Brings enterprise SQL database integration

Nov 14, 2019 15:10 GMT  ·  By

Canonical today announced updates for its MicroK8s Kubernetes deployment to deliver high-availability clustering for edge, multi-cloud, and IoT (Internet of Things).

MicroK8s is an upstream Kubernetes deployment certified by the Cloud Native Computing Foundation (CNCF) and developed entirely by Canonical to run offline on your workstation or edge device for all your development, prototyping, and testing needs. MicroK8s is delivered as a snap, which makes it possible to run all Kubernetes services natively and comes bundled with all the libraries and binaries required.

The latest MicroK8s 1.16 release adds high-availability clustering by integrating enterprise SQL database through Canonical's in-house built Dqlite distributed SQL engine to enable rapid deployment of highly standardized small K8s clusters.
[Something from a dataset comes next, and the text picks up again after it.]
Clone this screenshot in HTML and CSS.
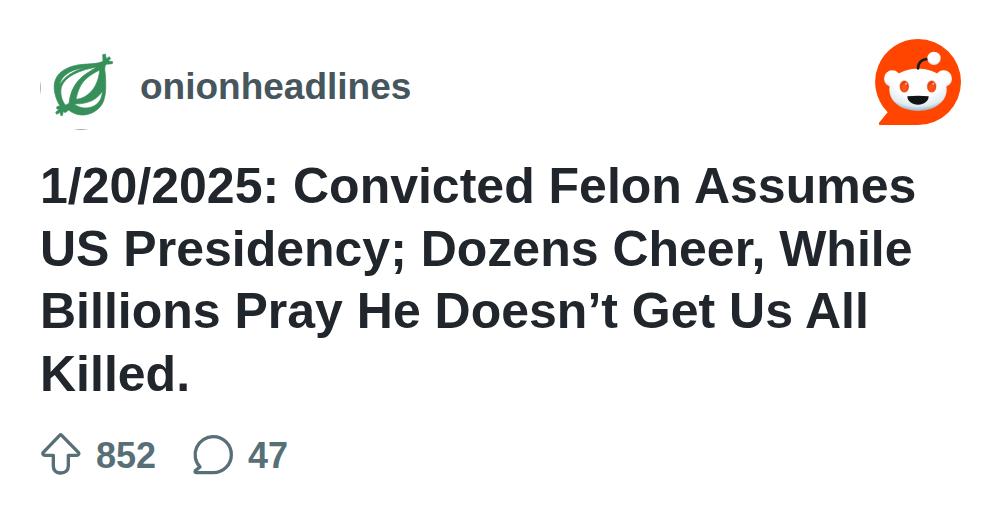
FILE: index.html
```html
<!DOCTYPE html>
<html lang="en">
<head>
    <meta charset="utf-8">
    <title>onionheadlines</title>
    <link rel="stylesheet" href="styles.css">
</head>
<body>
    <article class="card">
        <header class="card-header">
            <div class="community">
                <svg class="avatar" viewBox="30 24 258 258" aria-hidden="true">
                    <path fill="#8a8a8a" d="M30 134Q34 155 30 176ZM130 279H176Q153 284 130 279Z"/>
                    <path fill="#37905a" stroke="#37905a" stroke-width="2" fill-rule="evenodd" d="M218 56L226 54L229 68L238 62L242 68L235 75L248 77L247 83L228 85C223 93 224 101 226 115C228 145 229 174 220 197C208 224 179 238 154 237C138 236 125 230 116 222L105 230L100 226L97 239L92 238L91 229L80 235L77 229L86 221L79 217L82 211L90 210C76 188 67 153 76 132C85 105 116 91 148 86C178 83 204 84 219 76ZM88 148C94 119 120 101 162 95C127 107 103 122 88 148ZM94 154C103 128 132 105 202 93C153 119 124 143 117 202L107 208C95 194 90 173 94 154ZM209 102C164 125 148 143 138 190C174 187 205 153 209 102ZM217 166C200 191 177 204 133 204C150 219 178 220 198 206C211 196 216 184 217 166Z"/>
                </svg>
                <span class="community-name">onionheadlines</span>
            </div>
            <svg class="logo" viewBox="27 27 258 258" role="img" aria-label="Reddit">
                <defs>
                    <radialGradient id="face" cx="50%" cy="25%" r="75%">
                        <stop offset="0.55" stop-color="#fff"/>
                        <stop offset="0.85" stop-color="#e1ebf2"/>
                        <stop offset="1" stop-color="#9aafc0"/>
                    </radialGradient>
                    <radialGradient id="ear" cx="50%" cy="35%" r="70%">
                        <stop offset="0.6" stop-color="#fff"/>
                        <stop offset="1" stop-color="#d5e0e8"/>
                    </radialGradient>
                    <radialGradient id="eye" cx="50%" cy="60%" r="60%">
                        <stop offset="0.4" stop-color="#ff5418"/>
                        <stop offset="1" stop-color="#d52c05"/>
                    </radialGradient>
                </defs>
                <path fill="#ff4500" d="M156 27A129 129 0 0 1 156 285H43C38 285 37 280 41 276L65 247A129 129 0 0 1 156 27Z"/>
                <circle fill="url(#ear)" cx="79" cy="146" r="25"/>
                <circle fill="url(#ear)" cx="233" cy="146" r="25"/>
                <path fill="url(#face)" d="M156 116C204 116 242 140 242 178C242 216 205 243 156 243C107 243 70 216 70 178C70 140 108 116 156 116Z"/>
                <path fill="none" stroke="#181c1f" stroke-width="8" stroke-linecap="round" d="M156 115C157 98 167 87 187 87"/>
                <circle fill="url(#ear)" cx="204" cy="85" r="20"/>
                <ellipse fill="#f6b8a7" cx="115" cy="169" rx="15" ry="19"/>
                <ellipse fill="#f6b8a7" cx="197" cy="169" rx="15" ry="19"/>
                <ellipse fill="url(#eye)" cx="115" cy="170" rx="13" ry="17"/>
                <ellipse fill="url(#eye)" cx="197" cy="170" rx="13" ry="17"/>
                <circle fill="#ffc5a8" cx="120" cy="161" r="3"/>
                <circle fill="#ffc5a8" cx="202" cy="161" r="3"/>
                <path fill="#101416" d="M124 199Q156 195 188 199C188 214 174 224 156 224C138 224 124 214 124 199Z"/>
            </svg>
        </header>

        <h1 class="title">1/20/2025: Convicted Felon Assumes US Presidency; Dozens Cheer, While Billions Pray He Doesn’t Get Us All Killed.</h1>

        <footer class="stats">
            <div class="stat">
                <svg class="stat-icon" viewBox="30 39 126 126" aria-hidden="true">
                    <path d="M89 46Q92 43 95 46L145 97C148 101 146 106 140 106H115V138C115 152 105 159 92 159C79 159 70 152 70 138V106H45C39 106 37 101 40 97Z"/>
                </svg>
                <span class="stat-value">852</span>
            </div>
            <div class="stat">
                <svg class="stat-icon" viewBox="486 39 126 126" aria-hidden="true">
                    <path d="M550 50A54 54 0 0 1 550 158H499C494 158 494 154 497 151L510 141A54 54 0 0 1 550 50Z"/>
                </svg>
                <span class="stat-value">47</span>
            </div>
        </footer>
    </article>
</body>
</html>
```

FILE: styles.css
```css
body {
    margin: 0;
    background-color: #fff;
    font-family: "Liberation Sans", Arial, sans-serif;
    font-weight: bold;
}

.card {
    padding: 39px 39px 39px 40px;
}

.card-header {
    display: flex;
    justify-content: space-between;
    align-items: flex-start;
}

.community {
    display: flex;
    align-items: center;
    gap: 14px;
    padding-top: 5px;
}

.avatar,
.logo {
    display: block;
    width: 86px;
    height: 86px;
}

.community-name {
    color: #47555c;
    font-size: 37px;
}

.title {
    margin: 25px 0 26px;
    color: #20262b;
    font-size: 50px;
    line-height: 1.25;
}

.stats {
    display: flex;
    gap: 36px;
}

.stat {
    display: flex;
    align-items: center;
    gap: 14px;
    color: #576f76;
    font-size: 36px;
}

.stat-value {
    padding-top: 4px;
}

.stat-icon {
    width: 42px;
    height: 42px;
    fill: none;
    stroke: currentColor;
    stroke-width: 10;
    stroke-linejoin: round;
}
```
Dqlite is designed to reduce memory footprint of the cluster in MicroK8s by embedding the database inside Kubernetes itself.

"The rapid rise of enterprise and edge Kubernetes creates a challenge for corporate IT, with thousands of edge nodes running Kubernetes, and hundreds of cloud Kubernetes clusters," said Stephan Fabel, Director of Product at Canonical. "The next generation of Canonical’s Kubernetes offerings reduce the number of moving parts, and embrace standard corporate SQL databases for Kubernetes data stores, to address the operational consequences of Kubernetes cluster sprawl."
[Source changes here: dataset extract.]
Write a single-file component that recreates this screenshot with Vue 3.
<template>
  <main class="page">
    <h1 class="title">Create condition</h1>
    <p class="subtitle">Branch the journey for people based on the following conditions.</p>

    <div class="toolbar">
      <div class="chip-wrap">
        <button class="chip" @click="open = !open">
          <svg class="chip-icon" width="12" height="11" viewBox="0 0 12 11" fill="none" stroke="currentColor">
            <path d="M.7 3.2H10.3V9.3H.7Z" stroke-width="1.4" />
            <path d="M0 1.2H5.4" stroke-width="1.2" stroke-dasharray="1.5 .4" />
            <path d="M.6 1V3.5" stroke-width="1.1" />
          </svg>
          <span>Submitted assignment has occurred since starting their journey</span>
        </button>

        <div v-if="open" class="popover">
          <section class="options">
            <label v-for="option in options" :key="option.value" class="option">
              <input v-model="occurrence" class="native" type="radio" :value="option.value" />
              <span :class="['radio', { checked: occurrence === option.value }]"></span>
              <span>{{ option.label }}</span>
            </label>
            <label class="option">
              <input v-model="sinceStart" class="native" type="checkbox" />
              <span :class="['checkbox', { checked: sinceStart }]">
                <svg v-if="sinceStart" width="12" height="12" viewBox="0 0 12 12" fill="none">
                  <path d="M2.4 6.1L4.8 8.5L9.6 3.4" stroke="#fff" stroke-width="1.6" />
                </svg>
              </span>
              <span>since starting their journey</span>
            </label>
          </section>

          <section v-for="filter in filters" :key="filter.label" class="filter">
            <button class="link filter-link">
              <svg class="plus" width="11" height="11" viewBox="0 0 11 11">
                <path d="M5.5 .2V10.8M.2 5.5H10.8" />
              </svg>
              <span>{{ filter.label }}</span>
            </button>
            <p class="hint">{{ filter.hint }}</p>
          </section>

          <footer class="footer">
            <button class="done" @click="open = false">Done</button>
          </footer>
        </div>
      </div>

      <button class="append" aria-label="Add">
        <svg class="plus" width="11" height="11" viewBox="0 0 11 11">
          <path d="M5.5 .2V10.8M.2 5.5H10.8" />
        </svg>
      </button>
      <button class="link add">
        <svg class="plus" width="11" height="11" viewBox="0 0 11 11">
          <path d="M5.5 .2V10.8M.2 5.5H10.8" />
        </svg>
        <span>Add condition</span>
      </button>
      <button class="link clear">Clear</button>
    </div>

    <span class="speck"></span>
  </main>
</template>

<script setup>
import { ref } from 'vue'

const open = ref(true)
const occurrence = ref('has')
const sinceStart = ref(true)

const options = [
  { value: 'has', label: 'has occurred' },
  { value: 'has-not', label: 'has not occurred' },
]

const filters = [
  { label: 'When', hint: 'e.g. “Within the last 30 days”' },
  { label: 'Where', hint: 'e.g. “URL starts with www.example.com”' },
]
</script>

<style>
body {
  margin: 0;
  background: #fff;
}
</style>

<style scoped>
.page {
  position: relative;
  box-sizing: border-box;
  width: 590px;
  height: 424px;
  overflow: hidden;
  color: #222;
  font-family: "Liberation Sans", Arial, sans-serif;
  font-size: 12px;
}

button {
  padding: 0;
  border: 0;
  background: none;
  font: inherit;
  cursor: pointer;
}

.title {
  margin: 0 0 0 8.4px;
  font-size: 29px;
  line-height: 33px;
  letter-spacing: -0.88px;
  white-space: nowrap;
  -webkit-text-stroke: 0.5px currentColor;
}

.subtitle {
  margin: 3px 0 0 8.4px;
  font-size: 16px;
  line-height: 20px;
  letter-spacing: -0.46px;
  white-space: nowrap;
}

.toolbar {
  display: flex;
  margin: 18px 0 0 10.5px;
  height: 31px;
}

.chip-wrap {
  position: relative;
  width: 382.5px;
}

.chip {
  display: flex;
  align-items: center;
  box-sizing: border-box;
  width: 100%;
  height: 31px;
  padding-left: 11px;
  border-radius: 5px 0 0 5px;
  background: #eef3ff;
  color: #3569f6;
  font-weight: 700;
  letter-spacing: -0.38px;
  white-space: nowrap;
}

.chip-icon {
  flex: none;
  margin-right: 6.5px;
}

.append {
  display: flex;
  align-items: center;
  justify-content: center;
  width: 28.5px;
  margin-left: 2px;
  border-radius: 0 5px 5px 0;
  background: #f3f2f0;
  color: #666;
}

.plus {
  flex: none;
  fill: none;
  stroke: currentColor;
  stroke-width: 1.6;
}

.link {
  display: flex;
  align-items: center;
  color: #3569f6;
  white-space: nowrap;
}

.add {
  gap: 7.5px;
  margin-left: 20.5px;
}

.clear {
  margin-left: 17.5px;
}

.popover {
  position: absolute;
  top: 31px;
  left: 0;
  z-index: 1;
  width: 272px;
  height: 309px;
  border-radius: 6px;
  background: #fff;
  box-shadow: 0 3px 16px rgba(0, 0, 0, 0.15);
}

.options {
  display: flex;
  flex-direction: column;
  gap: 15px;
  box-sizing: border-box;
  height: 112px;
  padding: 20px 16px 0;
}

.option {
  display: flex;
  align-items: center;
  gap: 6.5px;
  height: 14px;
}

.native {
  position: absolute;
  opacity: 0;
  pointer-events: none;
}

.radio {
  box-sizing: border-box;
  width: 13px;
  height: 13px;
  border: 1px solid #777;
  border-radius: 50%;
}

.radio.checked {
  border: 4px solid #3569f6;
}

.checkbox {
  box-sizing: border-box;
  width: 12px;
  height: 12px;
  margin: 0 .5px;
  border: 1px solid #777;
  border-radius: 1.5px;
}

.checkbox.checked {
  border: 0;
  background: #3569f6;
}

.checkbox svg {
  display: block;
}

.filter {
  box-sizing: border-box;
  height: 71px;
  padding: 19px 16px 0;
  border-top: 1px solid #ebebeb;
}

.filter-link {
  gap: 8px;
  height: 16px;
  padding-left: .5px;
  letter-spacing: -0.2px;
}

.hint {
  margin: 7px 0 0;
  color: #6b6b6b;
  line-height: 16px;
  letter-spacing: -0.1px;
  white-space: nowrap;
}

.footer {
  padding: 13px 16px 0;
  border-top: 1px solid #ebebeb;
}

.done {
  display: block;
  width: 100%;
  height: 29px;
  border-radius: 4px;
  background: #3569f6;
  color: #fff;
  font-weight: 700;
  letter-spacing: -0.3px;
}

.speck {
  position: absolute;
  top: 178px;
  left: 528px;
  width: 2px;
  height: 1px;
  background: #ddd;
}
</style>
Simplifying the deployment of resilient K8s clusters

With the integration of Dqlite, MicroK8s 1.16 is here to simplify the deployment of resilient K8s clusters, offering Telco and retail Edge applications the support they need to achieve high reliability at very low cost, no matter if they're installed on ARM or x86 appliances like the very popular Raspberry Pi, for which Canonical recently pledge to offer full support, or Intel's NUCs.

Canonical also said that the latest MicroK8s updates and the move to SQL as a data store will help system administrators take full advantage of Kubernetes cluster data thanks to the familiar SQL databases instead of using the etcd distributed key-value store for storing data that needs to be accessed by a cluster or distributed system. Users can download MicroK8s 1.16 from the Snap Store for 42 flavors of Linux.